Source data |
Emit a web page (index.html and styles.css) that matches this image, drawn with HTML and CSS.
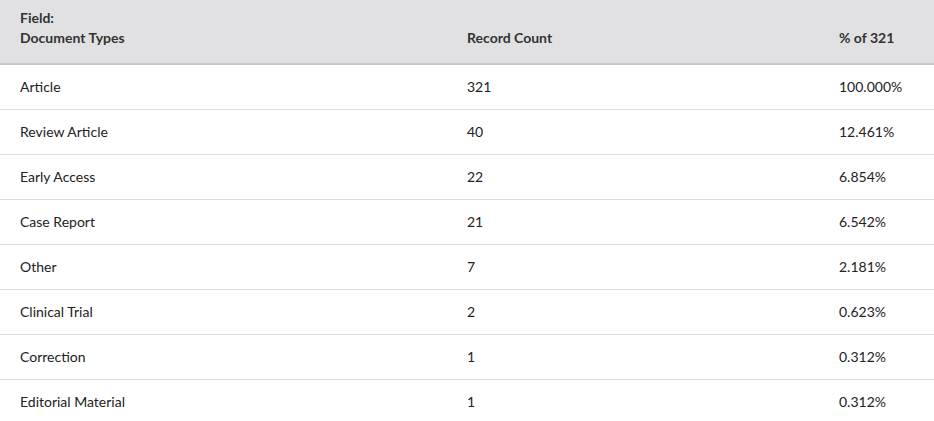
FILE: index.html
```html
<!DOCTYPE html>
<html>
<head>
<meta charset="utf-8">
<link rel="stylesheet" href="styles.css">
</head>
<body>
<div class="table">
  <div class="row head">
    <div class="cell">Field:<br>Document Types</div>
    <div class="cell">Record Count</div>
    <div class="cell">% of 321</div>
  </div>
  <div class="row"><div class="cell">Article</div><div class="cell">321</div><div class="cell">100.000%</div></div>
  <div class="row"><div class="cell">Review Article</div><div class="cell">40</div><div class="cell">12.461%</div></div>
  <div class="row"><div class="cell">Early Access</div><div class="cell">22</div><div class="cell">6.854%</div></div>
  <div class="row"><div class="cell">Case Report</div><div class="cell">21</div><div class="cell">6.542%</div></div>
  <div class="row"><div class="cell">Other</div><div class="cell">7</div><div class="cell">2.181%</div></div>
  <div class="row"><div class="cell">Clinical Trial</div><div class="cell">2</div><div class="cell">0.623%</div></div>
  <div class="row"><div class="cell">Correction</div><div class="cell">1</div><div class="cell">0.312%</div></div>
  <div class="row last"><div class="cell">Editorial Material</div><div class="cell">1</div><div class="cell">0.312%</div></div>
</div>
</body>
</html>
```
FILE: styles.css
```css
html, body {
  margin: 0;
  padding: 0;
  background: #fff;
}
body {
  font-family: Lato, "Liberation Sans", sans-serif;
  font-size: 14px;
  color: #222;
}
.table {
  display: flex;
  flex-direction: column;
}
.row {
  display: grid;
  grid-template-columns: 447px 372px 1fr;
  padding-left: 20px;
  height: 44px;
  align-items: center;
  border-bottom: 1px solid #dedede;
  line-height: 20px;
}
.row.last {
  border-bottom: none;
}
.row.head {
  box-sizing: border-box;
  height: 65px;
  background: #e1e1e4;
  font-weight: bold;
  color: #333;
  border-bottom: 2px solid #c8c8c8;
  align-items: end;
  padding-bottom: 15px;
}
```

What to produce | Gather each line that holds "styles".

Response |
Emit a web page (index.html and styles.css) that matches this image, drawn with HTML and CSS.
<link rel="stylesheet" href="styles.css">
FILE: styles.css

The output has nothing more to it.